I would point out to the House that because of the government’s legislative agenda and because the bill abolishing Commonwealth scholarships that were already in place has already been passed by the House of Representatives and the Senate, the minister has put herself in a russian roulette position where, if this bill fails to pass the Senate at the end of this year because of the opposition and Greens opposition to the retrospective elements in the bill and the entire new scholarships program fails to be passed, she will be responsible. She will be responsible for denying Commonwealth scholarships—the start-up scholarships—of at least $1,000 a year to every single student who would have received youth allowance from 1 January. We are playing for high stakes. The opposition is absolutely clear-eyed about its opposition to the retrospective elements of this legislation.

If the minister will sit down with us and talk about how to remove those retrospective elements and talk about how to make sure it is revenue neutral with whatever measures she proposes or if she wishes to adopt the measure that we have proposed, we are prepared to sit down in good faith—there is a lot of good faith going around at the moment—and negotiate with the government. On the other hand, if she insists that the opposition’s amendments not be agreed to or not even discussed then it will be on her head if, on 1 January, every person who is receiving youth allowance is denied a scholarship under the government’s new legislation. The opposition makes that absolutely clear.

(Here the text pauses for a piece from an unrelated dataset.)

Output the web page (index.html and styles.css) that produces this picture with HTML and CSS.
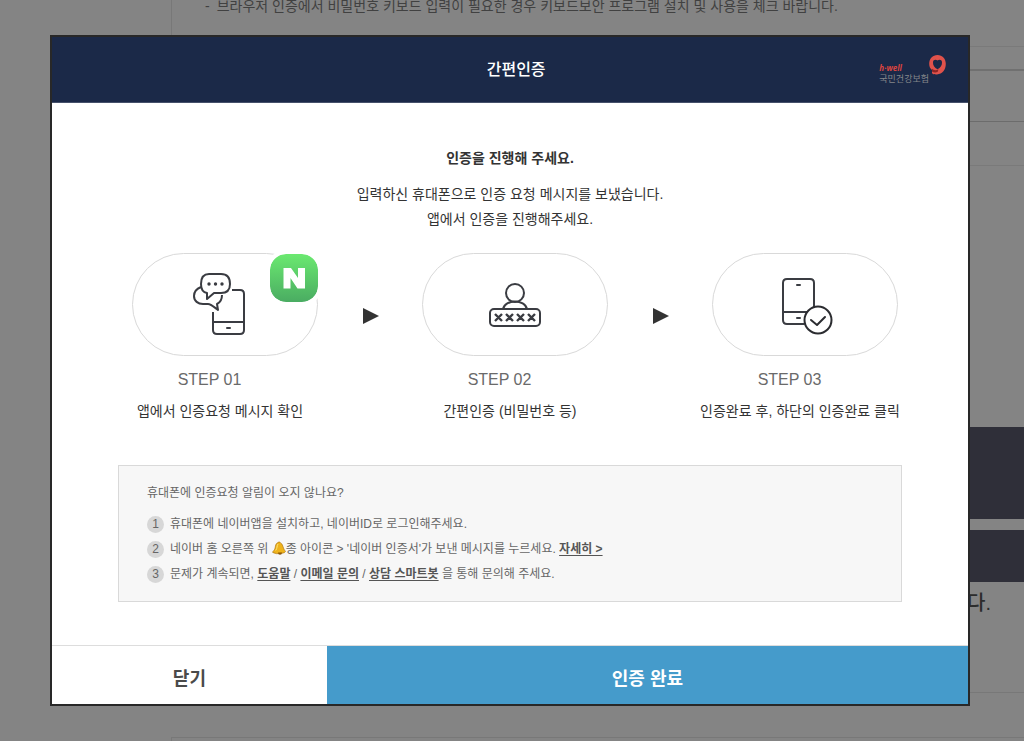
FILE: index.html
```html
<!DOCTYPE html>
<html lang="ko">
<head>
<meta charset="utf-8">
<meta name="viewport" content="width=device-width, initial-scale=1">
<title>간편인증</title>
<link rel="stylesheet" href="styles.css">
</head>
<body>
<main class="page">
  <div class="page-panel">
    <p class="page-note"><span>-</span>브라우저 인증에서 비밀번호 키보드 입력이 필요한 경우 키보드보안 프로그램 설치 및 사용을 체크 바랍니다.</p>
    <div class="page-rows">
      <div class="page-row"></div>
      <div class="page-row page-row-short"></div>
    </div>
    <div class="page-bar page-bar-tall"></div>
    <div class="page-bar"></div>
    <p class="page-end">다.</p>
  </div>
  <div class="page-box"></div>
</main>

<div class="overlay">
  <section class="modal" role="dialog" aria-modal="true" aria-labelledby="modal-title">
    <header class="modal-header">
      <h1 class="modal-title" id="modal-title">간편인증</h1>
      <div class="logo">
        <div class="logo-text"><span class="logo-en">h·well</span><span class="logo-ko">국민건강보험</span></div>
        <svg class="logo-mark" viewBox="0 0 17 20" aria-hidden="true">
          <path fill="#e0524b" fill-rule="evenodd" d="M8.500 0C13.400 0 16.800 3.600 16.800 8.800C16.800 15 13.400 19.200 8 19.400C5.500 19.500 3.700 19 3 18.200L3 15C1.200 13.700 .2 11.500 .2 8.800C.2 3.600 3.600 0 8.500 0ZM8.500 5.500C7 4 4.200 4.500 4 7C3.700 10 5.500 13 8.500 14.200C11.500 13 13.300 10 13 7C12.800 4.500 10 4 8.500 5.500Z"/>
          <path fill="#8f2424" d="M3 13.800C4.800 15.500 7 15.500 9.500 14.200L8.600 17C6.500 17.900 4.300 17.500 3 16.400Z"/>
        </svg>
      </div>
    </header>

    <div class="modal-body">
      <h2 class="lead">인증을 진행해 주세요.</h2>
      <p class="desc">입력하신 휴대폰으로 인증 요청 메시지를 보냈습니다.<br>앱에서 인증을 진행해주세요.</p>

      <div class="steps">
        <div class="step">
          <div class="oval-wrap">
            <div class="oval">
              <svg class="step-icon" viewBox="5 0 62 64" aria-hidden="true">
                <g fill="none" stroke="#3a3c42" stroke-width="2" stroke-linejoin="round">
                  <path d="M43 17H51Q55 17 55 21V57Q55 61 51 61H28Q24 61 24 57V39M24 49H55"/>
                  <path d="M12 14C7 16 5 19 5 23C5 28 9 31 14 31H19C22 31 25 34 29 37L28 31C32 29 33 26 33 22"/>
                  <path fill="#fff" d="M20 1H32Q41 1 41 11Q41 20 32 20H25L18 26V20Q12 19 12 11Q12 1 20 1Z"/>
                  <path stroke-linecap="round" d="M38 55H41"/>
                </g>
                <g fill="#3a3c42"><circle cx="20" cy="11" r="1.700"/><circle cx="26.500" cy="11" r="1.700"/><circle cx="33" cy="11" r="1.700"/></g>
              </svg>
              <svg class="naver" viewBox="0 0 48 48" role="img" aria-label="네이버">
                <defs><linearGradient id="green" x1="0" y1="0" x2="0" y2="1"><stop offset="0" stop-color="#6be970"/><stop offset="1" stop-color="#4aac62"/></linearGradient></defs>
                <rect width="48" height="48" rx="16" fill="url(#green)"/>
                <path fill="#fff" d="M13.500 14H21L28 24V14H35V34.500H27.500L20.500 24V34.500H13.500Z"/>
              </svg>
            </div>
          </div>
          <p class="step-no">STEP 01</p>
          <p class="step-label">앱에서 인증요청 메시지 확인</p>
        </div>
        <div class="arrow"><svg viewBox="0 0 16 16" aria-hidden="true"><path fill="#333" d="M0 0L16 8L0 16Z"/></svg></div>
        <div class="step">
          <div class="oval-wrap">
            <div class="oval">
              <svg class="step-icon" viewBox="0 0 62 64" aria-hidden="true">
                <g fill="none" stroke="#3a3c42" stroke-width="2">
                  <circle cx="31" cy="20" r="9"/>
                  <path d="M19 36C21 26 41 26 43 36"/>
                  <rect x="6" y="36" width="50" height="17" rx="4"/>
                  <path stroke-width="2.400" d="M11 41l7 7m0-7l-7 7M22 41l7 7m0-7l-7 7M33 41l7 7m0-7l-7 7M44 41l7 7m0-7l-7 7"/>
                </g>
              </svg>
            </div>
          </div>
          <p class="step-no">STEP 02</p>
          <p class="step-label">간편인증 (비밀번호 등)</p>
        </div>
        <div class="arrow"><svg viewBox="0 0 16 16" aria-hidden="true"><path fill="#333" d="M0 0L16 8L0 16Z"/></svg></div>
        <div class="step">
          <div class="oval-wrap">
            <div class="oval">
              <svg class="step-icon" viewBox="0 0 62 64" aria-hidden="true">
                <g fill="none" stroke="#3a3c42" stroke-width="2" stroke-linecap="round" stroke-linejoin="round">
                  <path d="M30 51H13Q9 51 9 47V10Q9 6 13 6H36Q40 6 40 10V38M9 39H35M23 12H26M23 45H26"/>
                  <circle cx="44" cy="47" r="13.500" fill="#fff" stroke="#2b2c30"/>
                  <path stroke="#2b2c30" d="M37 47l6 5l8-8"/>
                </g>
              </svg>
            </div>
          </div>
          <p class="step-no">STEP 03</p>
          <p class="step-label">인증완료 후, 하단의 인증완료 클릭</p>
        </div>
      </div>

      <div class="help">
        <h3 class="help-title">휴대폰에 인증요청 알림이 오지 않나요?</h3>
        <ol class="help-list">
          <li><span class="num">1</span><span>휴대폰에 네이버앱을 설치하고, 네이버ID로 로그인해주세요.</span></li>
          <li><span class="num">2</span><span>네이버 홈 오른쪽 위 <svg class="bell" viewBox="0 0 14 14" role="img" aria-label="알림"><path fill="#eeb31c" stroke="#a66c0b" stroke-width=".6" d="M6 1.500Q7.500 0 8.500 2C11.500 3 10.500 7.500 13.500 10.500Q13 12 10 12.300Q4 13.500 .7 11.500Q.5 10.500 2 9.300C4 7 2.500 3 6 1.500Z"/><path fill="#8d5809" d="M6 11.500h4q0 2.200-2 2.200t-2-2.200Z"/><path stroke="#ffe576" fill="none" d="M6 3C4.700 5 5.500 7 3.700 9.500"/></svg>종 아이콘 &gt; '네이버 인증서'가 보낸 메시지를 누르세요. <a href="#detail">자세히 &gt;</a></span></li>
          <li><span class="num">3</span><span>문제가 계속되면, <a href="#help">도움말</a> / <a href="#email">이메일 문의</a> / <a href="#bot">상담 스마트봇</a> 을 통해 문의해 주세요.</span></li>
        </ol>
      </div>
    </div>

    <footer class="modal-footer">
      <button class="btn btn-close" type="button">닫기</button>
      <button class="btn btn-done" type="button">인증 완료</button>
    </footer>
  </section>
</div>
</body>
</html>
```
FILE: styles.css
```css
* { box-sizing: border-box; }

body, h1, h2, h3, p, ol { margin: 0; padding: 0; }

body {
  background: #848484;
  color: #333;
  font-family: "Liberation Sans", "Noto Sans CJK KR", sans-serif;
}

/* Dimmed page behind the dialog */
.page {
  display: flex;
  flex-direction: column;
  height: 100vh;
  overflow: hidden;
  padding-left: 171px;
}
.page-panel {
  flex: none;
  border-left: 1px solid #787878;
  border-bottom: 1px solid #787878;
}
.page-note {
  height: 47px;
  padding-left: 33px;
  border-bottom: 1px solid #7a7a7a;
  color: #414141;
  font-size: 14px;
  line-height: 13px;
}
.page-note span { margin-right: 7px; }
.page-rows {
  margin-top: 22px;
  margin-bottom: 261px;
  border-top: 2px solid #707070;
}
.page-row { height: 51px; border-bottom: 1px solid #6c6c6c; }
.page-row-short { height: 44px; border-color: #7a7a7a; }
.page-bar { height: 52px; background: #2f2f39; }
.page-bar-tall { height: 92px; margin-bottom: 11px; }
.page-end {
  height: 110px;
  padding: 8px 33px 0 0;
  color: #2c2c2c;
  font-size: 20px;
  font-weight: 500;
  line-height: 26px;
  text-align: right;
}
.page-box {
  flex: 1;
  margin-top: 44px;
  border-top: 1px solid #787878;
  border-left: 1px solid #787878;
}

/* Dialog */
.overlay {
  position: fixed;
  inset: 0;
  padding: 35px 54px 35px 50px;
}
.modal {
  background: #fff;
  border: 2px solid #282828;
}
.modal-header {
  display: flex;
  align-items: center;
  height: 66px;
  padding: 0 22px 0 101px;
  background: #1b2948;
  border-bottom: 1px solid #46516b;
}
.modal-title {
  flex: 1;
  color: #fff;
  font-size: 16px;
  font-weight: 500;
  line-height: 24px;
  text-align: center;
}
.logo { display: flex; align-items: flex-start; }
.logo-text {
  display: flex;
  flex-direction: column;
  padding-top: 8px;
}
.logo-en {
  color: #d94440;
  font-family: "Open Sans", sans-serif;
  font-size: 8px;
  font-style: italic;
  font-weight: bold;
  line-height: 10px;
}
.logo-ko { color: #85878a; font-size: 9px; line-height: 12px; }
.logo-mark { width: 17px; height: 20px; }

.modal-body { padding: 43px 0; }
.lead {
  font-size: 14px;
  font-weight: bold;
  line-height: 24px;
  text-align: center;
}
.desc {
  margin-top: 12px;
  font-size: 14px;
  line-height: 25px;
  text-align: center;
}

.steps {
  display: grid;
  grid-template-columns: 1fr 28px 1fr 28px 1fr;
  margin: 21px 37px 0;
}
.step { text-align: center; }
.oval-wrap { display: flex; justify-content: center; padding-left: 10px; }
.oval {
  position: relative;
  display: flex;
  align-items: center;
  justify-content: center;
  width: 186px;
  height: 103px;
  border: 1px solid #d9d9d9;
  border-radius: 52px;
}
.step-icon { width: 62px; height: 64px; overflow: visible; }
.naver {
  position: absolute;
  top: 0;
  right: -1px;
  width: 48px;
  height: 48px;
  border-radius: 16px;
  box-shadow: 0 0 0 4px #fff;
}
.arrow { padding: 55px 0 0 12px; }
.arrow svg { display: block; width: 16px; height: 16px; }
.step-no {
  margin-top: 12px;
  padding-right: 21px;
  color: #6a6a6a;
  font-size: 16px;
  line-height: 24px;
}
.step-label { margin-top: 7px; font-size: 14px; line-height: 24px; }

.help {
  margin: 42px 66px 0;
  padding: 15px 28px 14px;
  background: #f7f7f7;
  border: 1px solid #d9d9d9;
  color: #666;
  font-size: 12px;
}
.help-title { font-size: 12px; font-weight: normal; line-height: 24px; }
.help-list { margin-top: 7px; list-style: none; }
.help-list li {
  display: flex;
  align-items: center;
  gap: 6px;
  line-height: 25px;
}
.num {
  width: 17px;
  height: 17px;
  border-radius: 50%;
  background: #d7d7d7;
  line-height: 17px;
  text-align: center;
}
.help-list a {
  color: #555;
  font-weight: bold;
  text-decoration: underline;
  text-underline-offset: 2px;
}
.bell { width: 14px; height: 14px; vertical-align: -2px; }

.modal-footer {
  display: grid;
  grid-template-columns: 3fr 7fr;
  border-top: 1px solid #ddd;
}
.btn {
  height: 58px;
  padding: 3px 0 0;
  border: 0;
  font-family: inherit;
  font-size: 18px;
  font-weight: bold;
}
.btn-close { background: #fff; color: #4a4a4a; }
.btn-done { background: #459bcb; color: #fff; }
```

I warn the government today, as I have since the budget, that the opposition are absolutely determined to stand up for rural and regional students and we are absolutely determined to stand up for students who are in their gap year and have seen the finishing line changed on them halfway through the race. It is offensive and we will not support it. I would recommend that, when the consideration in detail stage occurs, the government take very seriously the amendments that we have put to the House.